TASK:
Give back every line exactly as it appears, pictures excluded.

SUPPLIED INFORMATION:
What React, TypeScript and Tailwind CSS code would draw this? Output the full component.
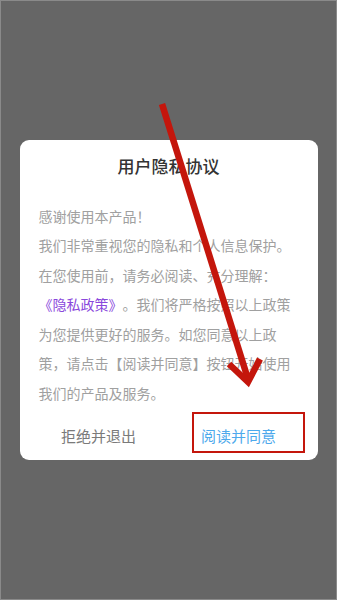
import React from 'react';

const FONT = { fontFamily: '"Noto Sans CJK SC", "Noto Sans", sans-serif' };

const bodyLines: React.ReactNode[] = [
  '感谢使用本产品！',
  '我们非常重视您的隐私和个人信息保护。',
  '在您使用前，请务必阅读、充分理解：',
  <>
    <span className="text-[#8a48dc]">《隐私政策》</span>。我们将严格按照以上政策
  </>,
  '为您提供更好的服务。如您同意以上政',
  '策，请点击【阅读并同意】按钮开始使用',
  '我们的产品及服务。',
];

function Arrow() {
  return (
    <svg
      className="pointer-events-none absolute inset-0"
      width="337"
      height="600"
      viewBox="0 0 337 600"
    >
      <g stroke="#c4160c" strokeWidth="6.5" fill="none" strokeLinecap="butt" strokeLinejoin="miter">
        <line x1="161" y1="103" x2="247" y2="378" />
        <polyline points="228,363 247,381 259,358" />
      </g>
    </svg>
  );
}

export default function App() {
  return (
    <div
      className="relative flex h-[600px] w-[337px] items-center justify-center overflow-hidden border border-[#8a8a8a] bg-[#666666] [text-spacing-trim:space-all]"
      style={FONT}
    >
      <div className="flex w-[298px] flex-col rounded-[9px] bg-white">
        <h1 className="pt-[15px] text-center text-[17px] leading-[22px] font-medium text-[#333333]">
          用户隐私协议
        </h1>
        <div className="mt-[25px] px-[19px] text-[14px] leading-[29.5px] text-[#a0a0a0]">
          {bodyLines.map((line, i) => (
            <p key={i} className="whitespace-nowrap">
              {line}
            </p>
          ))}
        </div>
        <div className="mt-[8px] mb-[4px] flex px-[9px]">
          <button className="h-[40px] flex-1 text-[15px] text-[#7a7a7a]">拒绝并退出</button>
          <button className="h-[40px] flex-1 text-[15px] text-[#4da9ec]">阅读并同意</button>
        </div>
      </div>
      {/* highlight box + arrow drawn over the dialog */}
      <div className="pointer-events-none absolute top-[411px] left-[191px] h-[41px] w-[113px] border-2 border-[#c4160c]" />
      <Arrow />
    </div>
  );
}
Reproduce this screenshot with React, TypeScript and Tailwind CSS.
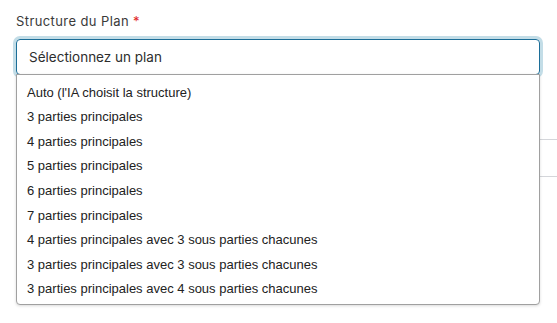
import React from "react";

const options = [
  "Auto (l'IA choisit la structure)",
  "3 parties principales",
  "4 parties principales",
  "5 parties principales",
  "6 parties principales",
  "7 parties principales",
  "4 parties principales avec 3 sous parties chacunes",
  "3 parties principales avec 3 sous parties chacunes",
  "3 parties principales avec 4 sous parties chacunes",
];

export default function App() {
  return (
    <div className="relative w-[557px] h-[323px] overflow-hidden bg-white font-['Inter','Noto_Sans',sans-serif]">
      <div className="pl-4 pt-[12px]">
        <label className="block text-[13px] leading-[18px] tracking-[0.4px] text-[#3a3a3a]">
          Structure du Plan <span className="text-[#e02424]">*</span>
        </label>

        <div className="relative mt-[9px] w-[524px]">
          {/* select trigger, focused */}
          <div className="flex h-[36px] items-center rounded-[4px] border border-[#1c6e98] px-3 text-[13.5px] text-[#2d2d2d] ring-[3px] ring-[#c3dde7]">
            Sélectionnez un plan
          </div>

          {/* open list */}
          <ul className="absolute left-0 top-[35px] z-10 w-full rounded-b-[4px] border border-[#a0a0a0] bg-white pt-[5px] pb-[3px] font-['Liberation_Sans',Arial,sans-serif] text-[13px] text-[#222] shadow-[0_1px_3px_rgba(0,0,0,0.15)]">
            {options.map((opt) => (
              <li key={opt} className="flex h-[24.6px] items-center px-[10px]">
                {opt}
              </li>
            ))}
          </ul>
        </div>

        {/* next fields, mostly hidden under the list */}
        <div className="mt-[64px] h-[38px] border-y border-[#d4d6da]" />
      </div>
    </div>
  );
}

FULL ANSWER:
What React, TypeScript and Tailwind CSS code would draw this? Output the full component.
import React from 'react';

const FONT = { fontFamily: '"Noto Sans CJK SC", "Noto Sans", sans-serif' };

const bodyLines: React.ReactNode[] = [
  '感谢使用本产品！',
  '我们非常重视您的隐私和个人信息保护。',
  '在您使用前，请务必阅读、充分理解：',
  <>
    <span className="text-[#8a48dc]">《隐私政策》</span>。我们将严格按照以上政策
  </>,
  '为您提供更好的服务。如您同意以上政',
  '策，请点击【阅读并同意】按钮开始使用',
  '我们的产品及服务。',
];

function Arrow() {
  return (
    <svg
      className="pointer-events-none absolute inset-0"
      width="337"
      height="600"
      viewBox="0 0 337 600"
    >
      <g stroke="#c4160c" strokeWidth="6.5" fill="none" strokeLinecap="butt" strokeLinejoin="miter">
        <line x1="161" y1="103" x2="247" y2="378" />
        <polyline points="228,363 247,381 259,358" />
      </g>
    </svg>
  );
}

export default function App() {
  return (
    <div
      className="relative flex h-[600px] w-[337px] items-center justify-center overflow-hidden border border-[#8a8a8a] bg-[#666666] [text-spacing-trim:space-all]"
      style={FONT}
    >
      <div className="flex w-[298px] flex-col rounded-[9px] bg-white">
        <h1 className="pt-[15px] text-center text-[17px] leading-[22px] font-medium text-[#333333]">
          用户隐私协议
        </h1>
        <div className="mt-[25px] px-[19px] text-[14px] leading-[29.5px] text-[#a0a0a0]">
          {bodyLines.map((line, i) => (
            <p key={i} className="whitespace-nowrap">
              {line}
            </p>
          ))}
        </div>
        <div className="mt-[8px] mb-[4px] flex px-[9px]">
          <button className="h-[40px] flex-1 text-[15px] text-[#7a7a7a]">拒绝并退出</button>
          <button className="h-[40px] flex-1 text-[15px] text-[#4da9ec]">阅读并同意</button>
        </div>
      </div>
      {/* highlight box + arrow drawn over the dialog */}
      <div className="pointer-events-none absolute top-[411px] left-[191px] h-[41px] w-[113px] border-2 border-[#c4160c]" />
      <Arrow />
    </div>
  );
}
Reproduce this screenshot with React, TypeScript and Tailwind CSS.
import React from "react";

const options = [
  "Auto (l'IA choisit la structure)",
  "3 parties principales",
  "4 parties principales",
  "5 parties principales",
  "6 parties principales",
  "7 parties principales",
  "4 parties principales avec 3 sous parties chacunes",
  "3 parties principales avec 3 sous parties chacunes",
  "3 parties principales avec 4 sous parties chacunes",
];

export default function App() {
  return (
    <div className="relative w-[557px] h-[323px] overflow-hidden bg-white font-['Inter','Noto_Sans',sans-serif]">
      <div className="pl-4 pt-[12px]">
        <label className="block text-[13px] leading-[18px] tracking-[0.4px] text-[#3a3a3a]">
          Structure du Plan <span className="text-[#e02424]">*</span>
        </label>

        <div className="relative mt-[9px] w-[524px]">
          {/* select trigger, focused */}
          <div className="flex h-[36px] items-center rounded-[4px] border border-[#1c6e98] px-3 text-[13.5px] text-[#2d2d2d] ring-[3px] ring-[#c3dde7]">
            Sélectionnez un plan
          </div>

          {/* open list */}
          <ul className="absolute left-0 top-[35px] z-10 w-full rounded-b-[4px] border border-[#a0a0a0] bg-white pt-[5px] pb-[3px] font-['Liberation_Sans',Arial,sans-serif] text-[13px] text-[#222] shadow-[0_1px_3px_rgba(0,0,0,0.15)]">
            {options.map((opt) => (
              <li key={opt} className="flex h-[24.6px] items-center px-[10px]">
                {opt}
              </li>
            ))}
          </ul>
        </div>

        {/* next fields, mostly hidden under the list */}
        <div className="mt-[64px] h-[38px] border-y border-[#d4d6da]" />
      </div>
    </div>
  );
}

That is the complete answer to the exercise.